■ What you are asked to do ■
Reproduce each line bearing the word "components".

Records with interface code

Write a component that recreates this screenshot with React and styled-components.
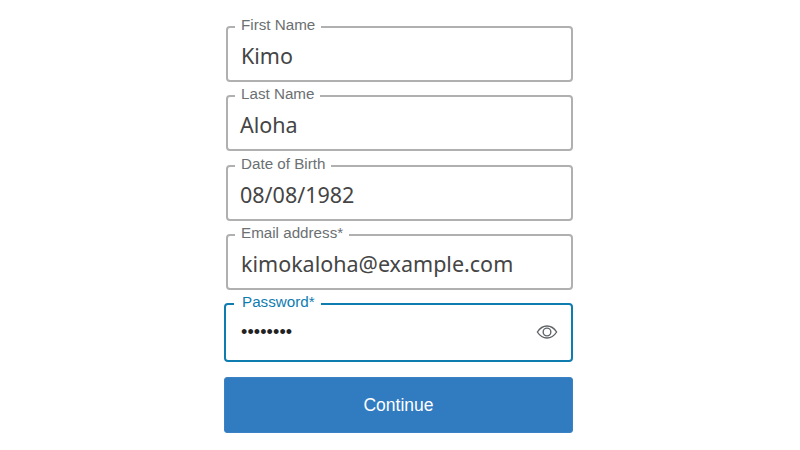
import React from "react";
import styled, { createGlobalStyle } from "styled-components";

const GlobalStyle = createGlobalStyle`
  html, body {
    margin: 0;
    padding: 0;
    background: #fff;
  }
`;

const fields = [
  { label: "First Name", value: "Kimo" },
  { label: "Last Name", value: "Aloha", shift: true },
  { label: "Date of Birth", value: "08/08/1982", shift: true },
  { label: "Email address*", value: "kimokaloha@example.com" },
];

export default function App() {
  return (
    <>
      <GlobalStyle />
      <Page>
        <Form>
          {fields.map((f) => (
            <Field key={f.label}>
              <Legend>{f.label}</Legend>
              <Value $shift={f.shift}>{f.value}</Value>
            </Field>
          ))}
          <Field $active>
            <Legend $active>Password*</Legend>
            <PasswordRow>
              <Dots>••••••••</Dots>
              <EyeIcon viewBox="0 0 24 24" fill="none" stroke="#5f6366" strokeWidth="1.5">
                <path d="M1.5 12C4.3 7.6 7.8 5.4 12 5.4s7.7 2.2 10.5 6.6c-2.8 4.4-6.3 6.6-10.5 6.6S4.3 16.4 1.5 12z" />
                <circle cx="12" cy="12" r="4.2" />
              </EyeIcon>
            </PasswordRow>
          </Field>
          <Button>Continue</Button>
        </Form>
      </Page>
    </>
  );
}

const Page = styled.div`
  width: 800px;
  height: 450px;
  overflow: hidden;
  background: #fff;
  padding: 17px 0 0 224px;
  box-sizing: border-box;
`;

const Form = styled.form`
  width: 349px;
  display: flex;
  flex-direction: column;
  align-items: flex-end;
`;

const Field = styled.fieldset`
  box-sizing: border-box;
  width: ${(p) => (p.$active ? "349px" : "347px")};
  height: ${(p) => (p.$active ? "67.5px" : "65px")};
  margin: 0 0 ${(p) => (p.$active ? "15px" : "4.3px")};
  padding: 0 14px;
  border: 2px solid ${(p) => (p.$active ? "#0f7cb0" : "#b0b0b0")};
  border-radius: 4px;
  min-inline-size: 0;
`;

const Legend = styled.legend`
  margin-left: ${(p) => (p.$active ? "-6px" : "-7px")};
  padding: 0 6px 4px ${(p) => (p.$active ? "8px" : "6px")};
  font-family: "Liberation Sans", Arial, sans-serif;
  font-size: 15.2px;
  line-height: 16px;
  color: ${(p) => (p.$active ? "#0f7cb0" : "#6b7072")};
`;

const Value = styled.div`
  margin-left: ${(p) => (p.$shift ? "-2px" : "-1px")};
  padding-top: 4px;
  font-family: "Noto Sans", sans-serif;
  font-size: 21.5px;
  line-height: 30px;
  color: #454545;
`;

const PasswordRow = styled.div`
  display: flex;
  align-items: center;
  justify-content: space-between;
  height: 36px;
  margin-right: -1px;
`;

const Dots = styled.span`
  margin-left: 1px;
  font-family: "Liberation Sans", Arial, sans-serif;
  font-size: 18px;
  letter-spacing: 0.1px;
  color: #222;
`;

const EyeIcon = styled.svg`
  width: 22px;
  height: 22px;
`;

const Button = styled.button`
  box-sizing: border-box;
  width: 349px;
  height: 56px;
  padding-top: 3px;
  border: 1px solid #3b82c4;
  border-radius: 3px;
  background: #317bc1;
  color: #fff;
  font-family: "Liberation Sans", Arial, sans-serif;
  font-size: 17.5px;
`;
---
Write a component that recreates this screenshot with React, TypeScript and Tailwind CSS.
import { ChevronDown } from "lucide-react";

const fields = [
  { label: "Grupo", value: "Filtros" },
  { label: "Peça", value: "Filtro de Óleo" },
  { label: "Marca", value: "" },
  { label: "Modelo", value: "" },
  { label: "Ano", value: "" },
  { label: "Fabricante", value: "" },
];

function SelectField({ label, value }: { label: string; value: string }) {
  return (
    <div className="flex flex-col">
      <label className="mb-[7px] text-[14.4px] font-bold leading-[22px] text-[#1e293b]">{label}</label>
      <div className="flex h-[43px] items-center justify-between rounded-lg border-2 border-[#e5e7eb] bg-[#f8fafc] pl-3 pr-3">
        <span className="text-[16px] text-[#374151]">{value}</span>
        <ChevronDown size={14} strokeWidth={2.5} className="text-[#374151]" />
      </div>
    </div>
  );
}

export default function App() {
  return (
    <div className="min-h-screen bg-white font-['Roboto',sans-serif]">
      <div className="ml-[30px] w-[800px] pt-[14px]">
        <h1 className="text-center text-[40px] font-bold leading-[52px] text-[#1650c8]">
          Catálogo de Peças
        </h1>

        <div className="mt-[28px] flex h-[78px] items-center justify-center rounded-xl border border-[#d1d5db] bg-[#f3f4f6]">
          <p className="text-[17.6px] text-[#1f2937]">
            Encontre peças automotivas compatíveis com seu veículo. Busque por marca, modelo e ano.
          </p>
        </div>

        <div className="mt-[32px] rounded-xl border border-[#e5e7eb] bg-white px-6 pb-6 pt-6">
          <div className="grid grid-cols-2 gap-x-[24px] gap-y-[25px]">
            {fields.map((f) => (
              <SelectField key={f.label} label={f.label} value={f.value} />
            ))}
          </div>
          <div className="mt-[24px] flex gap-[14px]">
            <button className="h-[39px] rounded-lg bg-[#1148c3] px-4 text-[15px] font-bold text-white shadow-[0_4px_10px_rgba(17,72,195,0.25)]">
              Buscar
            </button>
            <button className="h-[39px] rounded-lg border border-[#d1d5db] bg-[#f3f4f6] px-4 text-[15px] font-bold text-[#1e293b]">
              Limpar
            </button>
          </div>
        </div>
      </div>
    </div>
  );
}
...
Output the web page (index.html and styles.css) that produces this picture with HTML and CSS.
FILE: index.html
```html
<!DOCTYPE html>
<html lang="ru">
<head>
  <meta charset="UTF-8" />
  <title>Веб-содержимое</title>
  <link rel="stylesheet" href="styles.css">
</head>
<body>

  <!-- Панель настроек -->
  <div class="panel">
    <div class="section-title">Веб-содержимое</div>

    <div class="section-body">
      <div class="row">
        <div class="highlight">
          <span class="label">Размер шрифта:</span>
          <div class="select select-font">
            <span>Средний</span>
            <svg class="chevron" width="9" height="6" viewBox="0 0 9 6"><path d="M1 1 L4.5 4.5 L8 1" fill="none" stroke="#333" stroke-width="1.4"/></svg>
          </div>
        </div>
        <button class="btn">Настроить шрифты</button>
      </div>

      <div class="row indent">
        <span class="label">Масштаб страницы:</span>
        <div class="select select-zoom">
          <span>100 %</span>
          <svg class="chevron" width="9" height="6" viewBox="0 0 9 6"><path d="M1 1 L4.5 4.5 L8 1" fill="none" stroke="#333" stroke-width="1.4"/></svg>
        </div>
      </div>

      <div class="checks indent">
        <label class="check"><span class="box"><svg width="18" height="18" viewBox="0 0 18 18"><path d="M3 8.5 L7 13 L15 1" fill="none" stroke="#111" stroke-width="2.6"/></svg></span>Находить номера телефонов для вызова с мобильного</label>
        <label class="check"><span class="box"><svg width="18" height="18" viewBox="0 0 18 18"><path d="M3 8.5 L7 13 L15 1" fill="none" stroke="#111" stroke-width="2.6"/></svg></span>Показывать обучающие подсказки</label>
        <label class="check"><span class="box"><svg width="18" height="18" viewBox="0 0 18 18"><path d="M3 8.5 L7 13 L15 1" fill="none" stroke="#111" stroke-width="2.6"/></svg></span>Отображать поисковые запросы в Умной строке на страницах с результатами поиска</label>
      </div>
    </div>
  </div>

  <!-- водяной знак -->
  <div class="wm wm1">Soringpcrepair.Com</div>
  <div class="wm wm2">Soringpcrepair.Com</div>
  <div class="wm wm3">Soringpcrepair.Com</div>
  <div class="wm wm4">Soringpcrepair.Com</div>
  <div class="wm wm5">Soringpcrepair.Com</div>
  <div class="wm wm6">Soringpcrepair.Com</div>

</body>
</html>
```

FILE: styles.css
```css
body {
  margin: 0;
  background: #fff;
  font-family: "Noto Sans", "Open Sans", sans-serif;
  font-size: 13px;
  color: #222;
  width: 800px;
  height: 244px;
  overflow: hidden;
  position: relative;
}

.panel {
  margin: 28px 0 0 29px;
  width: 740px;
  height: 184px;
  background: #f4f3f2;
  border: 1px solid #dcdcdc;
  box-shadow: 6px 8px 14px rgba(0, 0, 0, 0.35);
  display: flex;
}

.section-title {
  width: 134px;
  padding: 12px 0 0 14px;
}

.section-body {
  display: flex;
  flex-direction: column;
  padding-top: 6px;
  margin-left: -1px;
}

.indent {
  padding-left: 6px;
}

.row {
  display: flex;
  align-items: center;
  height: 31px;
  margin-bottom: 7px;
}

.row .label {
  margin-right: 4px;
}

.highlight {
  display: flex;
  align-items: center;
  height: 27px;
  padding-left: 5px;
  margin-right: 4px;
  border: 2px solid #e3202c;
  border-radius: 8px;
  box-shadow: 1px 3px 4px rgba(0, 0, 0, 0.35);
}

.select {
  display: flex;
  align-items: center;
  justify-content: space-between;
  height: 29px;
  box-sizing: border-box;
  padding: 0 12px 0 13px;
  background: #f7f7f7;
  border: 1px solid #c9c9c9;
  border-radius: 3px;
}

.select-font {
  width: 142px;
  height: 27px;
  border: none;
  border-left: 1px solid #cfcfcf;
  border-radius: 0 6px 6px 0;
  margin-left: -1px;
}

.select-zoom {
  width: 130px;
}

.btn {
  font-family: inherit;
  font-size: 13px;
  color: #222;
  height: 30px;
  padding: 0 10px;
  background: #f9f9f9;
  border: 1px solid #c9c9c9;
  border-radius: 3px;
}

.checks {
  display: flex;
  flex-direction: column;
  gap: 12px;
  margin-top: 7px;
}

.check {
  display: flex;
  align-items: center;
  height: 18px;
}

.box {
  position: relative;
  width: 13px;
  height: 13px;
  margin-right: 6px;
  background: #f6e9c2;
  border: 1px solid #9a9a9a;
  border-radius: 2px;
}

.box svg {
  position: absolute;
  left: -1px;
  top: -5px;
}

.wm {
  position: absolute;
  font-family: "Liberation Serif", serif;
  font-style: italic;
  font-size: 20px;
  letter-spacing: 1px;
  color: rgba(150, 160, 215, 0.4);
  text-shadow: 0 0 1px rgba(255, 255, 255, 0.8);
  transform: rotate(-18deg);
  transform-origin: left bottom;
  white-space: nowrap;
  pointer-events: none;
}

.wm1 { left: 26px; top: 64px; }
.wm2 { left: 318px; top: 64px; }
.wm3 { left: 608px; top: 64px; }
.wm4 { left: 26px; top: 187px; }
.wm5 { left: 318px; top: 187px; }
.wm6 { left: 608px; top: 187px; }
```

■ Final answer ■
Write a component that recreates this screenshot with React and styled-components.
import styled, { createGlobalStyle } from "styled-components";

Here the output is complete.